▸ **Prompt**
Lines that include the word "components" are the ones to copy.

▸ **Provided data**
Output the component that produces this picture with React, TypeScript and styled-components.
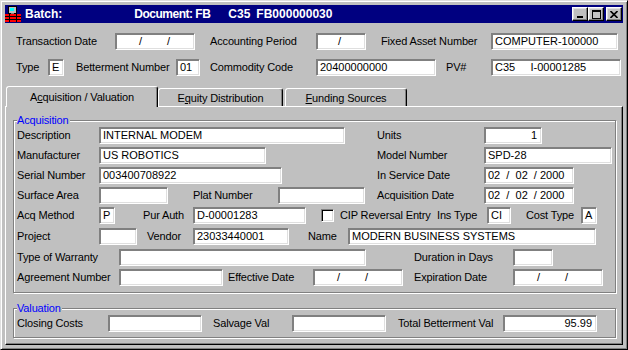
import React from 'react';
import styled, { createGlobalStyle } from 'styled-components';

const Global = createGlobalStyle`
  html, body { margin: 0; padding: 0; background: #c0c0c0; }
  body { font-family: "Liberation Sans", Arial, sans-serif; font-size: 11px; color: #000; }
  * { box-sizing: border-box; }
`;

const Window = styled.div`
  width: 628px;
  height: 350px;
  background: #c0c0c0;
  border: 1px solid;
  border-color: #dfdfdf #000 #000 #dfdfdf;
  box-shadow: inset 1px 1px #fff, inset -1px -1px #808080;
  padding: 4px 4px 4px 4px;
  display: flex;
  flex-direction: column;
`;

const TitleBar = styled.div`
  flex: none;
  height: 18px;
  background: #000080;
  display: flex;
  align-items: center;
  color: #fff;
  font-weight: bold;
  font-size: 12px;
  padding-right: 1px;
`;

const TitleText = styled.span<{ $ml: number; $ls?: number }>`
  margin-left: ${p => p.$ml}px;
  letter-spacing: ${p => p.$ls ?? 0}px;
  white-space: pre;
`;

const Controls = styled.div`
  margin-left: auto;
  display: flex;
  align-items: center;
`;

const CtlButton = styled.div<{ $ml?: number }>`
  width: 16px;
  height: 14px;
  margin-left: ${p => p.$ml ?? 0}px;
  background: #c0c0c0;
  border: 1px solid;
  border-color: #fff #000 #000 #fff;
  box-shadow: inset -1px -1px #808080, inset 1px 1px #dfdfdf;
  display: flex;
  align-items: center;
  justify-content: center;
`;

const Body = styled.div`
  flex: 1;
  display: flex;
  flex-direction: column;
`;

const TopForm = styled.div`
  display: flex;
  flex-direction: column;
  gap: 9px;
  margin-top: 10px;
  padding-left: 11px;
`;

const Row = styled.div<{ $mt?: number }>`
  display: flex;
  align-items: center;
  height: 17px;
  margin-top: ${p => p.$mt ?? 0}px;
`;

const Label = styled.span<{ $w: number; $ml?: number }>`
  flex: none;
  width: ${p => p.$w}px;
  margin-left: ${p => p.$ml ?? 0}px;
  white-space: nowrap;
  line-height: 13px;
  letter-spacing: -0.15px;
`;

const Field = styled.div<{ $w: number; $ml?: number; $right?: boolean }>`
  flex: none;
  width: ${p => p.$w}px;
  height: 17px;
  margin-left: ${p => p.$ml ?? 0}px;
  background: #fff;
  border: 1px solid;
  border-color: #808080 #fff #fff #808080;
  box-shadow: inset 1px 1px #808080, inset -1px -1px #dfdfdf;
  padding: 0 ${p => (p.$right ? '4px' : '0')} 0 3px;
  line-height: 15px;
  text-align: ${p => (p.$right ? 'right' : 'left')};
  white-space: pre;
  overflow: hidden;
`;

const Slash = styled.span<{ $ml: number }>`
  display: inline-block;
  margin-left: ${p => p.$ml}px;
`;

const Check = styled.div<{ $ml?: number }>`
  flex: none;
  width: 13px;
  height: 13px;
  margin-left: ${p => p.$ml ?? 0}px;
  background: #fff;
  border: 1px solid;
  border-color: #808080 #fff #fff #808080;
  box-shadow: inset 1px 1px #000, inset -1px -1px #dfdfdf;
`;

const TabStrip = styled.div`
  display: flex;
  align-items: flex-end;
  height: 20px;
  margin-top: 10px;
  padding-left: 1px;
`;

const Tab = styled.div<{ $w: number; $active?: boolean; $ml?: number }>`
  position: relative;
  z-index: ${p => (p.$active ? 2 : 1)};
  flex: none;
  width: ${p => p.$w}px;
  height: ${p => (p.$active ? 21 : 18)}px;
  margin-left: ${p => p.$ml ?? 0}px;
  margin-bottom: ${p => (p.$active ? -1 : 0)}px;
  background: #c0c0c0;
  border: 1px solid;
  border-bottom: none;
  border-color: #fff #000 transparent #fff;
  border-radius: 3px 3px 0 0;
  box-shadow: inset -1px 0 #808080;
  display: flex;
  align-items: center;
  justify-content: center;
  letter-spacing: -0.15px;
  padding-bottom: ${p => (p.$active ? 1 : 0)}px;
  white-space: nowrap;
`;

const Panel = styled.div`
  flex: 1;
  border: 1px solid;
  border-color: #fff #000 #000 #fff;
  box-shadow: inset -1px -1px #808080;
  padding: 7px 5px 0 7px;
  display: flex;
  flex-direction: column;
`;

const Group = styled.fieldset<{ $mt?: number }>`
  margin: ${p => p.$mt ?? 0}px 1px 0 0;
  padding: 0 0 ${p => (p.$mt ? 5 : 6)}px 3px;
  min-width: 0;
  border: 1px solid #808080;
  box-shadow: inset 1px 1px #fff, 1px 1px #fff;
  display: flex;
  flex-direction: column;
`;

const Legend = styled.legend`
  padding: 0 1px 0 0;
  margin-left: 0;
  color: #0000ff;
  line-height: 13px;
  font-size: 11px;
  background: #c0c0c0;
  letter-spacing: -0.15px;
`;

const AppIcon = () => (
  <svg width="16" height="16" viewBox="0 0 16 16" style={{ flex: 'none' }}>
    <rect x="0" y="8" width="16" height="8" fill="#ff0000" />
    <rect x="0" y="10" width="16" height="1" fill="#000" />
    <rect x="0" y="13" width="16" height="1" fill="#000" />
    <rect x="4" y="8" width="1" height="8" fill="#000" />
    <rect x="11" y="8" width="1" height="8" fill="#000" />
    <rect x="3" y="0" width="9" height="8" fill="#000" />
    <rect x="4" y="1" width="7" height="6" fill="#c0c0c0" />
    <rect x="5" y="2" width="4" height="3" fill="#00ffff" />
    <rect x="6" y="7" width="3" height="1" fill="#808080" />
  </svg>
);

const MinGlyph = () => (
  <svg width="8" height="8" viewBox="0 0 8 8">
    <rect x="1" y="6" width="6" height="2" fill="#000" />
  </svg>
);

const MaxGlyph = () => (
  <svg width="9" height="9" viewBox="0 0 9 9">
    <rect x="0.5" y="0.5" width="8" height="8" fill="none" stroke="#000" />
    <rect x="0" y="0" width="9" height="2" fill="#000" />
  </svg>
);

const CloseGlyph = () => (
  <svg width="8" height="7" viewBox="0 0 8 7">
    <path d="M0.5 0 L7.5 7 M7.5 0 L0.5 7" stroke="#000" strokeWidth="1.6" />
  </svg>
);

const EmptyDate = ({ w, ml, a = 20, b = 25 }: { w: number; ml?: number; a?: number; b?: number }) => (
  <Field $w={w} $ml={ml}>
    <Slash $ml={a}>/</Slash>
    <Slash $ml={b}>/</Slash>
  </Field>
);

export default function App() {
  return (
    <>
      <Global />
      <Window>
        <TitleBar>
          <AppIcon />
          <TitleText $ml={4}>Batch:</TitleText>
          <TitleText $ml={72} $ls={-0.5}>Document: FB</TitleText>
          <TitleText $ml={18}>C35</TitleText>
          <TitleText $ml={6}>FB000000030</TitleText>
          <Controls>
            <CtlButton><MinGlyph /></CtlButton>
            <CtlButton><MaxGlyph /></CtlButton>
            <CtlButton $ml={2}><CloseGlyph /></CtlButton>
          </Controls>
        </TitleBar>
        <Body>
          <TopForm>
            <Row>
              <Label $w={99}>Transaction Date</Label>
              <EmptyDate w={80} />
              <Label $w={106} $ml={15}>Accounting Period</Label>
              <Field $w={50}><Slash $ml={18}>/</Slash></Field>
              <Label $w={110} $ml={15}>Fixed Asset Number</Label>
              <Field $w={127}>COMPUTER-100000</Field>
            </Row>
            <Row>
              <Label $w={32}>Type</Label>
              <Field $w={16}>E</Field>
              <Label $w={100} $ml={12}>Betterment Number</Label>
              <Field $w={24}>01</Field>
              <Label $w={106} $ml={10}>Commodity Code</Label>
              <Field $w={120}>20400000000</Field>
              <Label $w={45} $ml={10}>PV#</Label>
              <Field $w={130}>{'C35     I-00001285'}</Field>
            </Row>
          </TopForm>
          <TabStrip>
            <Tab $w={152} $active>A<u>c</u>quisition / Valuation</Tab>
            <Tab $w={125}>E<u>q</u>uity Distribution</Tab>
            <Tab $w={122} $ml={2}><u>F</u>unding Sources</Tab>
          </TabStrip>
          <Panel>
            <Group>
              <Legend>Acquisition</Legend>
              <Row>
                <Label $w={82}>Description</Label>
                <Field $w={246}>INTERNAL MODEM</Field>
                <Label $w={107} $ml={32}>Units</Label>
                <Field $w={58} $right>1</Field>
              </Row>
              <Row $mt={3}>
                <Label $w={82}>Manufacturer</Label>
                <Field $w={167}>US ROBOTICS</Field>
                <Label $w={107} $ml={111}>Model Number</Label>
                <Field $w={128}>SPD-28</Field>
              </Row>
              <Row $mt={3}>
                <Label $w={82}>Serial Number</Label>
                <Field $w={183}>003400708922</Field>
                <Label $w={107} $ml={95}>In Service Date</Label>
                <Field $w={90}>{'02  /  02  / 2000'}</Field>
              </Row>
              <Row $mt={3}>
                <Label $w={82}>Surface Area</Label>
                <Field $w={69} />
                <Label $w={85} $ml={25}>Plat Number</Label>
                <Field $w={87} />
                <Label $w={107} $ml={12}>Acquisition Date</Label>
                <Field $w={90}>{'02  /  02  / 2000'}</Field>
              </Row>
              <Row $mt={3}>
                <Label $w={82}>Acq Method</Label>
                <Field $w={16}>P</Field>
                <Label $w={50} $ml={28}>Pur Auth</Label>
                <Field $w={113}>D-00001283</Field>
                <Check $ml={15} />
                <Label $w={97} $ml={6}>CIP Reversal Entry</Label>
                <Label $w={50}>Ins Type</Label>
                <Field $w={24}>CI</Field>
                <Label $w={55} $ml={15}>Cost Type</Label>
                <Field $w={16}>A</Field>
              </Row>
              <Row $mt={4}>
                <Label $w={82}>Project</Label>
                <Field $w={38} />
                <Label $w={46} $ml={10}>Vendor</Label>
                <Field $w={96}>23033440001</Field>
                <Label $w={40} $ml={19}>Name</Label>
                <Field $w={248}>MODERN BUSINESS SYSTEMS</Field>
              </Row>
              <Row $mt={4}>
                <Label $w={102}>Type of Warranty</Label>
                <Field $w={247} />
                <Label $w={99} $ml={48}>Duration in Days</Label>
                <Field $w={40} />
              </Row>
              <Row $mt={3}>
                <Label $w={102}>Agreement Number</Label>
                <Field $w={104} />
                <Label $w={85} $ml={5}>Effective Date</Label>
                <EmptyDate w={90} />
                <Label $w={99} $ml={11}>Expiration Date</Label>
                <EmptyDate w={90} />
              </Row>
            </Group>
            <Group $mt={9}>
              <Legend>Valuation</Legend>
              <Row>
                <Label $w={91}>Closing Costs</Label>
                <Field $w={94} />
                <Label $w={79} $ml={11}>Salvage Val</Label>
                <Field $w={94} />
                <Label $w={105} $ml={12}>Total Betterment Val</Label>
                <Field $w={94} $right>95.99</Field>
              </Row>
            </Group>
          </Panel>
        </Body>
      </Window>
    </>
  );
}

▸ **Reply to the exercise**
Output the component that produces this picture with React, TypeScript and styled-components.
import styled, { createGlobalStyle } from 'styled-components';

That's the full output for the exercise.